JG: Actually it’s effort. Once you’re a recording artist, you have to produce. Writing songs for me now is just a matter of clearing the space and taking the time. I tend to be a scattered person, and I distract myself from the work with fun, friends, TV, movies, whatever. As far as writing songs, you just sort of have to get away from all of the distractions. So if you get a clear desk, a clean piece of paper, and a pencil with a sharpened lead you’ll write a song. I write songs because I know that I want to put records out, to make a product to go to market. It would almost serve no purpose at all to me if it didn’t get it out to the public, or if I didn’t play a gig. If I were just sitting under a tree somewhere, I wouldn’t be playing a guitar. I wouldn’t be just playing to the wind or something. I want to play to public demand. It’s weird because, in a sense, I’m like an actor. I mean, you deliver the emotion, but you’re thinking about the craft of selling the emotion.
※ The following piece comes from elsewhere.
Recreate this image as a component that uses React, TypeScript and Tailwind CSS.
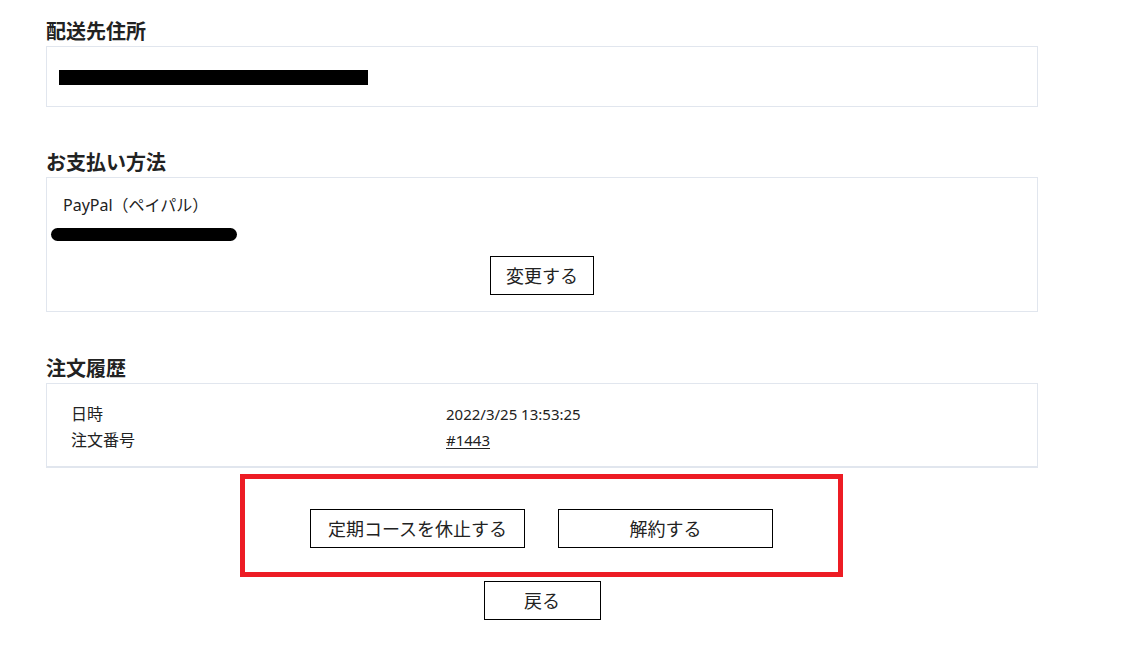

BB: So what are some of your favorites of your own songs?
JG: I am really proud of a song called “A Simple Prayer,” on the record Galore. I just feel good about having a sort of peace-hippie-folksinger-antiwar song. I was very proud of those lyrics.

BB: For many people, you’re most famous for your cover of Peter Gabriel’s “In Your Eyes.” What place does that hold in your career and in your life right now?
JG: I like it because I’m a singer, so it’s real easy and fun, and I got it locked. When it became a hit again in 2001, it was playing on the radio nationwide. I was going to all these radio stations, and I had to play it like every morning. Funny jocks in the morning, telling jokes and talking about celebrities, saying, “Hey, we’ve got Jeffrey Gaines coming by he’s brought his guitar.” And it’s like 7.30 in the morning, and every morning I just nailed it cold. I sang that fucking thing so many times, if I didn’t love singing it would be a problem. My audience is completely split in a way, because some people are like, “Man, I love that Jeffrey Gaines because he does In Your Eyes,” and the person right next to him rolls their eyes, going, “I hate that that’s all you talk about. This guy is so important in my life in so many profound ways, other than some cover he does.” So it’s a strange thing for me.
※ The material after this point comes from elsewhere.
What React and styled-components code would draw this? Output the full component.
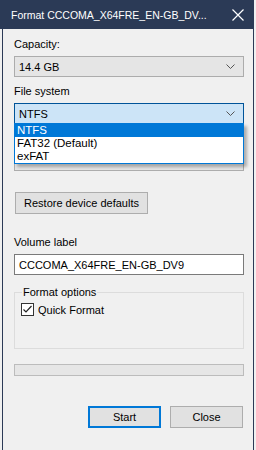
import React from 'react';
import styled, { createGlobalStyle } from 'styled-components';

const GlobalStyle = createGlobalStyle`
  html, body {
    margin: 0;
    padding: 0;
    background: #f0f0f0;
  }
  body {
    font-family: "Liberation Sans", Arial, sans-serif;
    font-size: 11px;
    color: #000;
  }
`;

const Window = styled.div`
  width: 252px;
  height: 450px;
  box-sizing: border-box;
  margin-left: 2px;
  border-left: 1px solid #2b3a56;
  border-right: 1px solid #2b3a56;
  background: #f0f0f0;
  display: flex;
  flex-direction: column;
`;

const TitleBar = styled.div`
  height: 29px;
  margin-left: -3px;
  margin-right: -1px;
  background: #2b3a56;
  color: #fff;
  display: flex;
  align-items: center;
  justify-content: space-between;
  padding: 0 10px 0 11px;
  font-size: 10.5px;
  white-space: nowrap;
`;

const Body = styled.div`
  padding: 7px 9px 0 11px;
  display: flex;
  flex-direction: column;
  position: relative;
`;

const Label = styled.div`
  height: 17px;
  line-height: 17px;
  margin-top: ${(p) => p.$top || 0}px;
  margin-bottom: 3px;
  visibility: ${(p) => (p.$covered ? 'hidden' : 'visible')};
`;

const Combo = styled.div`
  height: 21px;
  box-sizing: border-box;
  border: 1px solid ${(p) => (p.$focused ? '#005499' : '#acacac')};
  background: ${(p) => (p.$focused ? '#cce4f7' : '#e5e5e5')};
  display: flex;
  align-items: center;
  justify-content: space-between;
  padding: 0 8px 0 4px;
`;

const DropList = styled.div`
  position: absolute;
  left: 11px;
  right: 9px;
  top: 94px;
  box-sizing: border-box;
  border: 1px solid #0078d7;
  background: #fff;
  box-shadow: 3px 3px 3px rgba(0, 0, 0, 0.28);
  z-index: 2;
`;

const Option = styled.div`
  height: 13px;
  line-height: 13px;
  padding-left: 2px;
  font-size: 11.5px;
  background: ${(p) => (p.$selected ? '#0078d7' : 'transparent')};
  color: ${(p) => (p.$selected ? '#fff' : '#000')};
`;

const Button = styled.button`
  font: inherit;
  height: 22px;
  box-sizing: border-box;
  border: ${(p) => (p.$default ? '2px solid #0078d7' : '1px solid #adadad')};
  background: #e1e1e1;
  color: #000;
  padding: 0;
  width: ${(p) => p.$width}px;
`;

const RestoreRow = styled.div`
  margin-top: 21px;
  display: flex;
  padding-left: 1px;
`;

const TextInput = styled.div`
  height: 21px;
  box-sizing: border-box;
  border: 1px solid #7a7a7a;
  background: #fff;
  display: flex;
  align-items: center;
  padding-left: 4px;
`;

const Group = styled.fieldset`
  margin: 10px 0 0;
  padding: 2px 6px 0;
  height: 64px;
  box-sizing: border-box;
  border: 1px solid #dcdcdc;
  border-radius: 0;
`;

const Legend = styled.legend`
  padding: 0 1px;
  margin-left: 1px;
  line-height: 15px;
`;

const CheckRow = styled.div`
  display: flex;
  align-items: center;
  gap: 4px;
  margin-top: 1px;
`;

const Box = styled.span`
  width: 13px;
  height: 13px;
  box-sizing: border-box;
  border: 1px solid #333;
  background: #fff;
  display: flex;
  align-items: center;
  justify-content: center;
`;

const Progress = styled.div`
  margin-top: 15px;
  height: 12px;
  box-sizing: border-box;
  border: 1px solid #bcbcbc;
  background: #e6e6e6;
`;

const Footer = styled.div`
  margin-top: 30px;
  display: flex;
  justify-content: flex-end;
  gap: 9px;
  padding-right: 1px;
`;

const Chevron = () => (
  <svg width="9" height="5" viewBox="0 0 9 5">
    <path d="M0.5 0.5 L4.5 4.5 L8.5 0.5" fill="none" stroke="#555" strokeWidth="1" />
  </svg>
);

const CloseIcon = () => (
  <svg width="12" height="12" viewBox="0 0 12 12">
    <path d="M0.5 0.5 L11.5 11.5 M11.5 0.5 L0.5 11.5" stroke="#fff" strokeWidth="1.2" />
  </svg>
);

const Check = () => (
  <svg width="11" height="11" viewBox="0 0 11 11">
    <path d="M1.5 5.5 L4 8 L9.5 2" fill="none" stroke="#222" strokeWidth="1.2" />
  </svg>
);

const App = () => {
  return (
    <>
      <GlobalStyle />
      <Window>
        <TitleBar>
          <span>Format CCCOMA_X64FRE_EN-GB_DV...</span>
          <CloseIcon />
        </TitleBar>
        <Body>
          <Label>Capacity:</Label>
          <Combo>
            <span>14.4 GB</span>
            <Chevron />
          </Combo>
          <Label $top={6}>File system</Label>
          <Combo $focused>
            <span>NTFS</span>
            <Chevron />
          </Combo>
          <Label $top={6} $covered>Allocation unit size</Label>
          <Combo>
            <span></span>
            <Chevron />
          </Combo>
          <DropList>
            <Option $selected>NTFS</Option>
            <Option>FAT32 (Default)</Option>
            <Option>exFAT</Option>
          </DropList>
          <RestoreRow>
            <Button $width={133}>Restore device defaults</Button>
          </RestoreRow>
          <Label $top={20}>Volume label</Label>
          <TextInput>CCCOMA_X64FRE_EN-GB_DV9</TextInput>
          <Group>
            <Legend>Format options</Legend>
            <CheckRow>
              <Box>
                <Check />
              </Box>
              <span>Quick Format</span>
            </CheckRow>
          </Group>
          <Progress />
          <Footer>
            <Button $default $width={73}>Start</Button>
            <Button $width={73}>Close</Button>
          </Footer>
        </Body>
      </Window>
    </>
  );
};

export default App;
BB: How did that version come about?
JG: I was seeing a girl, and she liked this record and I was against it. At the time, I was listening to what I thought was cutting-edge cool alternative rock, so if it wasn’t super punk and super underground I didn’t want to hear it. Peter Gabriel at that time seemed like one of the monsters of rock, I didn’t even want to hear it. So one day I was driving home from a gig, and this girl was in my lap sleeping and the song came on the radio. It was so peaceful and she was asleep, so I knew I wouldn’t have to hear, “Oh my god this is the greatest song ever,” and I could just listen and see, alright, what it is about this song. So then I actually listened to it, driving home from the gig, with my woman and the sun coming up and no other cars on the road, and I’m just absorbing it without any hype around it, and I get it, I get it. I thought, if I turn those words around, and sing it to the audience, and not make it about one girl or one thing. When I look out at all those people looking up at me, I’m inspired. That is what keeps me “awake and alive.” When I turned it into an audience song, it put power behind it for me.
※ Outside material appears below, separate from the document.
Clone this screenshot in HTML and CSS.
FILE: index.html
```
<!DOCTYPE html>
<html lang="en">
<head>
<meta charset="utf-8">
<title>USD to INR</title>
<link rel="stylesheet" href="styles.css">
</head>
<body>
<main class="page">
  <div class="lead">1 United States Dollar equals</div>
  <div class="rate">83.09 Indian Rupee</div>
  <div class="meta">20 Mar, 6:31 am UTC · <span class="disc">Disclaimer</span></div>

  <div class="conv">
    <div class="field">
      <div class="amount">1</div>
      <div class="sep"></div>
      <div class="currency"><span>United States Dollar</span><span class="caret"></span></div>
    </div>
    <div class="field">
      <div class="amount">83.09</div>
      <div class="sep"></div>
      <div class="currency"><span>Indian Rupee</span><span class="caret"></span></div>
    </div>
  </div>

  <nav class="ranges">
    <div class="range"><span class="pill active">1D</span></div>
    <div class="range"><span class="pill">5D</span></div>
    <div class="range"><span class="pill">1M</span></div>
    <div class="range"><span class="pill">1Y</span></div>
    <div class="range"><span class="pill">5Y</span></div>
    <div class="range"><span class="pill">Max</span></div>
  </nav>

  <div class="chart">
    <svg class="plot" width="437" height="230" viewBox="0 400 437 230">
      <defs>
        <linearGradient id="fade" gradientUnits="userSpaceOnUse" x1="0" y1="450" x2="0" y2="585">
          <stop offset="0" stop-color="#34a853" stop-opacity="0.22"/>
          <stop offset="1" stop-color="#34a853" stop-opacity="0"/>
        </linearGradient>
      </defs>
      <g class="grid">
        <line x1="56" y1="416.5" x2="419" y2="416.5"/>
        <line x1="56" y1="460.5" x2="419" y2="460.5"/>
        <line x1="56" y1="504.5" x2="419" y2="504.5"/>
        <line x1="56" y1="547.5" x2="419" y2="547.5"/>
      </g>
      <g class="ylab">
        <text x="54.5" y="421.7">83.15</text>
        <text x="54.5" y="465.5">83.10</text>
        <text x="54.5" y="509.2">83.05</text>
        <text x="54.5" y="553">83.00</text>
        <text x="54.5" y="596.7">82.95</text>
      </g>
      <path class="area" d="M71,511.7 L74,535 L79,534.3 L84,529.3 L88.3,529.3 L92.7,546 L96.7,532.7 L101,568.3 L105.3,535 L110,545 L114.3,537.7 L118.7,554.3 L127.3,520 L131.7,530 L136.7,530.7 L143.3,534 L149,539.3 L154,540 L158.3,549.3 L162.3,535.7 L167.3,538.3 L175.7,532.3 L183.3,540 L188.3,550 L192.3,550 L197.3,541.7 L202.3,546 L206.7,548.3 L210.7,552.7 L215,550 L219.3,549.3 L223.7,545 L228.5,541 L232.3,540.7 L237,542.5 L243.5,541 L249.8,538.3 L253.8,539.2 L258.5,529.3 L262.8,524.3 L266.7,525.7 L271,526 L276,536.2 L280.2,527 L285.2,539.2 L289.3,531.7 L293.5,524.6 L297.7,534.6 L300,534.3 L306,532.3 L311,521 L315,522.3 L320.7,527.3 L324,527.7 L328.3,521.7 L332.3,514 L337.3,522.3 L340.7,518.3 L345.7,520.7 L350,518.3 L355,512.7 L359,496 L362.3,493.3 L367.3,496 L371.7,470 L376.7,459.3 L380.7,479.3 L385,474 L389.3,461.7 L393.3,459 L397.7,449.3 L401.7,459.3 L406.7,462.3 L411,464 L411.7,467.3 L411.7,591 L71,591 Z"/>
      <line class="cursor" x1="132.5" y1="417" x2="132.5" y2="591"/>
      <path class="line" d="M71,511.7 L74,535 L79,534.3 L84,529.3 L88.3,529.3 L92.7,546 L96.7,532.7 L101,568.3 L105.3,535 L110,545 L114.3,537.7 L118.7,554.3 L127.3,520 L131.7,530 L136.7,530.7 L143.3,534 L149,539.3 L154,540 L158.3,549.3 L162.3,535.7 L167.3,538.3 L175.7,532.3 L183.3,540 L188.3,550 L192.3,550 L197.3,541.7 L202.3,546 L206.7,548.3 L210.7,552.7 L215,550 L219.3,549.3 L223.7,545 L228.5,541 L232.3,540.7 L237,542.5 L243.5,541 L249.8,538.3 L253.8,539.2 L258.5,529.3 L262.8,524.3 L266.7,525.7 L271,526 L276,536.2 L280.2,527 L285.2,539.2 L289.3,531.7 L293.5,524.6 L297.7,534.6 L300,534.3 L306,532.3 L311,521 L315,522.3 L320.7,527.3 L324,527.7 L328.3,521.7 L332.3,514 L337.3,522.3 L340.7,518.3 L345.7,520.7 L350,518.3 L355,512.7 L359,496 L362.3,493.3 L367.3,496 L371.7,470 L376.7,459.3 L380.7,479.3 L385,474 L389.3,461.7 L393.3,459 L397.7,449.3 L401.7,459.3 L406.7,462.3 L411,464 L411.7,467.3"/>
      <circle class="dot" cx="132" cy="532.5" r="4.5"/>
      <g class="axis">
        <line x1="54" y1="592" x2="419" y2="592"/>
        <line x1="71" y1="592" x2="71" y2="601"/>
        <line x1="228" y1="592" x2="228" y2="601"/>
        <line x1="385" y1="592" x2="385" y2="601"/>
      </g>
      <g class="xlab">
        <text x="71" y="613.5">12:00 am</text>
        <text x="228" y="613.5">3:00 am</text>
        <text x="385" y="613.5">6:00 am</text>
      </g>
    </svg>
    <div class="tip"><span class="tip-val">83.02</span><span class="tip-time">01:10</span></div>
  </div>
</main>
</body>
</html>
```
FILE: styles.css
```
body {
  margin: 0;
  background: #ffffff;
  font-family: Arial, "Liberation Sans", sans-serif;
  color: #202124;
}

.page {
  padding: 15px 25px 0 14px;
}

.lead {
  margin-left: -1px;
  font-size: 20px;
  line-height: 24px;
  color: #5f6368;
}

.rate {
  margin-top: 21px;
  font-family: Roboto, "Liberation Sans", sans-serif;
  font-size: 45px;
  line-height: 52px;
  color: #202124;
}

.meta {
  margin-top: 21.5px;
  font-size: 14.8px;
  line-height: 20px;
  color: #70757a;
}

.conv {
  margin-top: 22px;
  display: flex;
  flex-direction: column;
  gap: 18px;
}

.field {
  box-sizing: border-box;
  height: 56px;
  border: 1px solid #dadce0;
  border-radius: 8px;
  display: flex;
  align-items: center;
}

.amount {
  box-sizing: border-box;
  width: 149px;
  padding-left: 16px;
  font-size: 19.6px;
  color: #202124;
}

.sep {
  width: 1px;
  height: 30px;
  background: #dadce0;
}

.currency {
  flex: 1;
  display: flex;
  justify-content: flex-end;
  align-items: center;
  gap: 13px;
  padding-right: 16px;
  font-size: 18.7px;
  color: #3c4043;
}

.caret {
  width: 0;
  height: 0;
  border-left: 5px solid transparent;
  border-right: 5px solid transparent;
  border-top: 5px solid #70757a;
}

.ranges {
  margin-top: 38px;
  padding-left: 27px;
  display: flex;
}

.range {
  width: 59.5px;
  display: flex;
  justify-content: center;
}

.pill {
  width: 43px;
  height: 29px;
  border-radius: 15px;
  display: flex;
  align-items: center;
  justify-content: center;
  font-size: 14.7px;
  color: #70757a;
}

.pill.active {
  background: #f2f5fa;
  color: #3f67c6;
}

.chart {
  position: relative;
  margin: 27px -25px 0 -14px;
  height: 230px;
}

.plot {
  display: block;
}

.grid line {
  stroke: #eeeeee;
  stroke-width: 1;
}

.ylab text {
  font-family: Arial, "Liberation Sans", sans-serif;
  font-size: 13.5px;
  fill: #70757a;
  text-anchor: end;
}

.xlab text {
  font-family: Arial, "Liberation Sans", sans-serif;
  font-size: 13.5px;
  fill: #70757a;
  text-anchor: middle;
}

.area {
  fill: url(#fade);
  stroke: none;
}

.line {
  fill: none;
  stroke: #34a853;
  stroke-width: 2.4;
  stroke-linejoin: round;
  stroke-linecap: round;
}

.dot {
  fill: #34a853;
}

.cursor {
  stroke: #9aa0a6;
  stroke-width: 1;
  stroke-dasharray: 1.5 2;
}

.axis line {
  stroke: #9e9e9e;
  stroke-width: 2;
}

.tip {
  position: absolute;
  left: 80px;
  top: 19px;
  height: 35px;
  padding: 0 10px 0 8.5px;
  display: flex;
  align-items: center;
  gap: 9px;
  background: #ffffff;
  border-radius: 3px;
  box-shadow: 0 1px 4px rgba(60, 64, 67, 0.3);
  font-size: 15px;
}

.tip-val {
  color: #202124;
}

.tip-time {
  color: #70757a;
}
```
BB: What are your musical influences?
JG: When I was a little kid growing up, my parents played so much music. Otis Reading, Wilson Pickett. You know, Memphis soul, not really Motown as much as the deeper south stuff. So it’s sort of blues-based, gospel-based. And I’m a product of the musical time that I got a guitar, in ‘79. In ‘79 there was Cheap Trick, Kiss, the Cars, stuff like that. They wrote “Just What I Needed” to be on the radio, to have people turn it up in their cars and rock to it. That’s how I look at songwriting.

BB: What’s your process for recording music when you’re in the studio?
JG: You know, the process changes throughout your career. When I write a song I demo it. It’s just me playing the drums, bass and stuff. It’s really exactly how I feel it, but it might not be up to snuff performance-wise, because I’m not a drummer. So maybe I’ll get a real drummer to come in and try to interpret what he hears on my demo. Now he might take it somewhere else. When you’re working on creating a record, you allow for things to be collaborated. There are some songs that I don’t like once I’ve recorded them, but generally the only time I really hate a song is if we’ve messed it up in the recording of it.